Hidden partitioning is Iceberg's approach to organizing data files without exposing partition details to query writers. Instead of requiring separate partition columns in the table schema, Iceberg applies partition transforms to existing columns and tracks the mapping in metadata.

A partition transform is a function that derives a partition value from a source column. Iceberg supports several transforms:

Transform	Input	Output Example	Use Case
`year`	`2026-03-15 09:30:00`	`2026`	Low-cardinality time grouping
`month`	`2026-03-15 09:30:00`	`2026-03`	Monthly rollups
`day`	`2026-03-15 09:30:00`	`2026-03-15`	Daily partitions
`hour`	`2026-03-15 09:30:00`	`2026-03-15-09`	High-volume streaming
`bucket(N)`	`customer_id = 42`	`bucket 7 of 16`	Even distribution
`truncate(N)`	`product_sku = 'ABC123'`	`'ABC'` (width 3)	String prefix grouping

When you define a partition spec like PARTITIONED BY (day(event_time), bucket(16, customer_id)), Iceberg writes data files into directory structures based on these derived values. But the table schema still only contains event_time and customer_id. No synthetic partition columns clutter the schema.

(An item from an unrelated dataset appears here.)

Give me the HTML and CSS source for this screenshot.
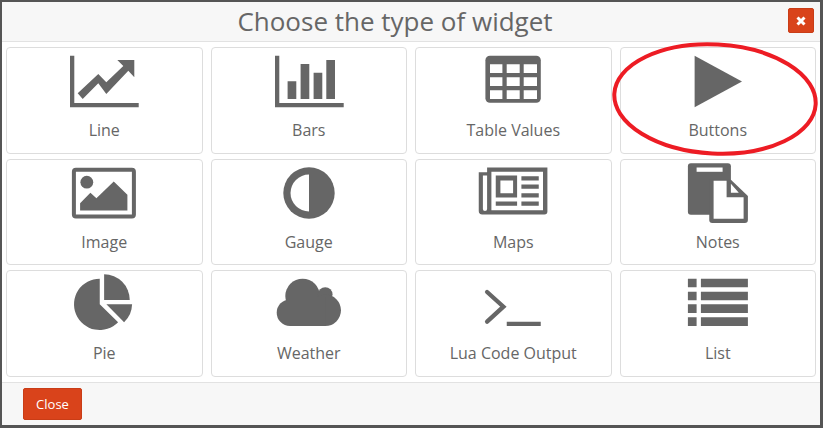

How Partition Pruning Works Automatically

When a query engine reads an Iceberg table and encounters a filter like WHERE event_time > '2026-03-01', Iceberg's planning layer checks the partition spec, applies the day transform to the filter bounds, and eliminates data files in partitions outside the range. The query writer never references a partition column directly.

This automatic pruning relies on Iceberg's metadata layer. Each data file in a manifest records its partition tuple (the transformed values for that file's data). The query planner reads manifests, compares partition tuples against query predicates, and skips files that cannot contain matching rows.

How Does Hive-Style Partitioning Compare?

To appreciate hidden partitioning, consider the problems it replaces.

The Hive Partitioning Model

In Hive-style partitioning, partition values are encoded in directory paths:

/data/events/year=2026/month=03/day=15/
/data/events/year=2026/month=03/day=16/

The table schema includes explicit partition columns (year, month, day) that users must reference in queries. If a user forgets the partition column and filters on the raw timestamp instead, the engine performs a full table scan.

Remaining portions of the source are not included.